Exercise brief:
Each line that holds the string "screenshot" counts once; say how many such lines there are and add nothing.

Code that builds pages
= = = = = = =

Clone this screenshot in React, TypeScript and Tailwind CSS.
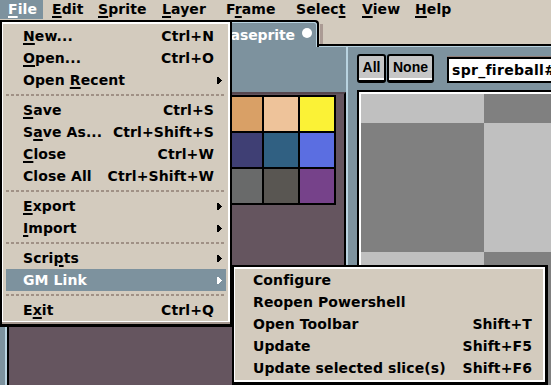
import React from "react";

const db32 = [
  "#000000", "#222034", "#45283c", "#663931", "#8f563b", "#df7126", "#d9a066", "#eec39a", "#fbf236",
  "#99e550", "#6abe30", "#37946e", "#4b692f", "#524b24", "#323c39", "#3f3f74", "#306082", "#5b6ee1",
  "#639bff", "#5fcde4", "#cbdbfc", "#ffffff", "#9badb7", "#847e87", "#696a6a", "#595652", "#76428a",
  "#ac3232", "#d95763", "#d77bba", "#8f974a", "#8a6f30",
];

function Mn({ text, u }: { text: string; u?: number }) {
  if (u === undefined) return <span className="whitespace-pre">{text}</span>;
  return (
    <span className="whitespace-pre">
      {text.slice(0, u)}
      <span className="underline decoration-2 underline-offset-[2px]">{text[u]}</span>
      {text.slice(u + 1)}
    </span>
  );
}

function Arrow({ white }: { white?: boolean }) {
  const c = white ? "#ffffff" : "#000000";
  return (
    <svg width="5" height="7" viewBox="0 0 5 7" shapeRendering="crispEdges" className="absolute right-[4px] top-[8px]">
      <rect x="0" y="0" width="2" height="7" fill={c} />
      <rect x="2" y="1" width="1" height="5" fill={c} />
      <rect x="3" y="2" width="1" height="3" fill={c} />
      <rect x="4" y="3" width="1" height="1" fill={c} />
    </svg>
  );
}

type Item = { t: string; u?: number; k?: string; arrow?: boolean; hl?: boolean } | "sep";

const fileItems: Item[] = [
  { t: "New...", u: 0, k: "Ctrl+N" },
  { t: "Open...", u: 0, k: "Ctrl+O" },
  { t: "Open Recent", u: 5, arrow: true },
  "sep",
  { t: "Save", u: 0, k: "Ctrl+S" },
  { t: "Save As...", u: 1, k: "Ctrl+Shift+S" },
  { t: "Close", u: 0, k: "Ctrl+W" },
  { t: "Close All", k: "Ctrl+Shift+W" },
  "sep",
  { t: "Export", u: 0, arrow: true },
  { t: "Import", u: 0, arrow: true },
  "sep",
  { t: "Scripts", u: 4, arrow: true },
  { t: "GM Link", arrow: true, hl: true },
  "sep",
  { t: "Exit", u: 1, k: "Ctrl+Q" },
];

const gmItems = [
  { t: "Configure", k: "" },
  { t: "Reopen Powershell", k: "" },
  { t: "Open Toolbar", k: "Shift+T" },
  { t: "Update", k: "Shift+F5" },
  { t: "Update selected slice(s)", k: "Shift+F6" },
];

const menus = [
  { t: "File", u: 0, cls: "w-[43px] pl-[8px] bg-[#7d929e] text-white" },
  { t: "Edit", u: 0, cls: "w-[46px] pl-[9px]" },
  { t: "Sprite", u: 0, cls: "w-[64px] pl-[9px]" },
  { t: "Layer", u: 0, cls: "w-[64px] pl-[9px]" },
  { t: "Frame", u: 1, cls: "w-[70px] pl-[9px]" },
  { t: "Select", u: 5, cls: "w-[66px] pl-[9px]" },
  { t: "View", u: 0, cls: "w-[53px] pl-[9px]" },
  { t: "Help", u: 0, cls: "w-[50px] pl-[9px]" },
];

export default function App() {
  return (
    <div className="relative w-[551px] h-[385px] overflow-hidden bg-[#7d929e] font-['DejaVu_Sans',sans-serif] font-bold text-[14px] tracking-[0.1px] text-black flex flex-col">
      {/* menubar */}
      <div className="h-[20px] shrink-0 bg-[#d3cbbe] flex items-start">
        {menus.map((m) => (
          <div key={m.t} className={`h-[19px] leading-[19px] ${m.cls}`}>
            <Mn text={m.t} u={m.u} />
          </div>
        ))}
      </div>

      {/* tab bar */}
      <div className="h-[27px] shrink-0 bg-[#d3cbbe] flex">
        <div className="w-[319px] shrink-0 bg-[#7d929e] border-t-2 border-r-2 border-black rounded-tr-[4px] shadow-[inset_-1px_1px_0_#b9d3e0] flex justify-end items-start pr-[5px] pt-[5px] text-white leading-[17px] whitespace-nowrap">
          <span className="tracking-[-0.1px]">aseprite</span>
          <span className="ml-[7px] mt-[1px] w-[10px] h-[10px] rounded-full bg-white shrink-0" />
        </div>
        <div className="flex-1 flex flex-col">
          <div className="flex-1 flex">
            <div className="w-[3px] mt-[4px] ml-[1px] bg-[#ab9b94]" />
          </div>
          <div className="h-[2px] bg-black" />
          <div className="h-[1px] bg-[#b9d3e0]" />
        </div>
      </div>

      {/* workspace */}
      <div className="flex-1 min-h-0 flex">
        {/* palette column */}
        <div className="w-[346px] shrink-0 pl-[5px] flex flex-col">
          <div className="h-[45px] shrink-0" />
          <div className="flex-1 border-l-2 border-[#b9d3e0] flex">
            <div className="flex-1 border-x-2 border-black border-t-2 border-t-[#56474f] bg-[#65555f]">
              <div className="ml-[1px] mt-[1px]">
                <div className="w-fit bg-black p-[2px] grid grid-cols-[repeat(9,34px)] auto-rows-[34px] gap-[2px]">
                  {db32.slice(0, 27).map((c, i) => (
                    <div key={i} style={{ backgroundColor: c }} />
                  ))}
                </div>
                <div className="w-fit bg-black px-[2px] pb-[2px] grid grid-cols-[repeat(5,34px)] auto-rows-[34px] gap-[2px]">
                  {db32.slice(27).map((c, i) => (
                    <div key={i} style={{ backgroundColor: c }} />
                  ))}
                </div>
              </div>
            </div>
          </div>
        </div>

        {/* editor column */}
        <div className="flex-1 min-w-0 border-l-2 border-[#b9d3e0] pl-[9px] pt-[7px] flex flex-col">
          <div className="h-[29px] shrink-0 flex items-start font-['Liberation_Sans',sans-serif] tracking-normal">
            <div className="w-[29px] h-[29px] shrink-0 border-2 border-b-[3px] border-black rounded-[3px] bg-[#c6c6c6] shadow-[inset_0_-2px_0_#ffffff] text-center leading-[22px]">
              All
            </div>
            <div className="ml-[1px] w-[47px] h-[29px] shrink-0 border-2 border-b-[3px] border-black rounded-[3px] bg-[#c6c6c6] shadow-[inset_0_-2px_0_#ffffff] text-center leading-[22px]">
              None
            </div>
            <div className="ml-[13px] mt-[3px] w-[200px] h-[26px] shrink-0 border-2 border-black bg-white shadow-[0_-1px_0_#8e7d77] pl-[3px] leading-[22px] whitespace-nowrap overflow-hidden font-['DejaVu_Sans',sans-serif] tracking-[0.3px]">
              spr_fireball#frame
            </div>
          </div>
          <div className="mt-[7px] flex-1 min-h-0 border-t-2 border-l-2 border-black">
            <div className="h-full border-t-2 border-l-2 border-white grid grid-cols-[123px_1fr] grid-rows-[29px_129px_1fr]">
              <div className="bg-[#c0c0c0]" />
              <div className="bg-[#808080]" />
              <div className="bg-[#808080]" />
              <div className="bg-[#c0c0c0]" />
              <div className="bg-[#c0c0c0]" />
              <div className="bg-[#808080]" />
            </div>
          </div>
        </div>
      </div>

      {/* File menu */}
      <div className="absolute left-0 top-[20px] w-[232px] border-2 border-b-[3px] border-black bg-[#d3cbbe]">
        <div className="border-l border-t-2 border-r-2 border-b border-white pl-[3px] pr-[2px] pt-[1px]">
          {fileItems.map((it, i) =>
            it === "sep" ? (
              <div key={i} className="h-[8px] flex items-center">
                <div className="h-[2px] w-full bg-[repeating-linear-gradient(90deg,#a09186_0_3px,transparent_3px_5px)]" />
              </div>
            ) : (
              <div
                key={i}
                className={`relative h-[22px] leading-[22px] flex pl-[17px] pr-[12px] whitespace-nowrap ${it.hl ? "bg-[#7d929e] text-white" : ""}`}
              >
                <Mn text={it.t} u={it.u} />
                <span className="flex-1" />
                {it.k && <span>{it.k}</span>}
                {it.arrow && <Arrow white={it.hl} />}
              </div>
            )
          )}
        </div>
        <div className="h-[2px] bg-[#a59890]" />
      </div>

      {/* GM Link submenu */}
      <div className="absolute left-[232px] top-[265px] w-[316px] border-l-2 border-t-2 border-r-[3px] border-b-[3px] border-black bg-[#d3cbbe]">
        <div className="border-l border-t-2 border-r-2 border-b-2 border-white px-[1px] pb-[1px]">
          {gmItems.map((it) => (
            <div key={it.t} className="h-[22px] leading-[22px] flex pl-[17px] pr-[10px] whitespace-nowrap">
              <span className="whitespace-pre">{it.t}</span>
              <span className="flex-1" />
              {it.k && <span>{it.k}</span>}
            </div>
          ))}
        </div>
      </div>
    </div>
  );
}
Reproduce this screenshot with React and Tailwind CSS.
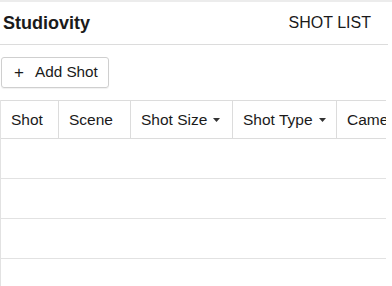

= = = = = = =

Right answer:
2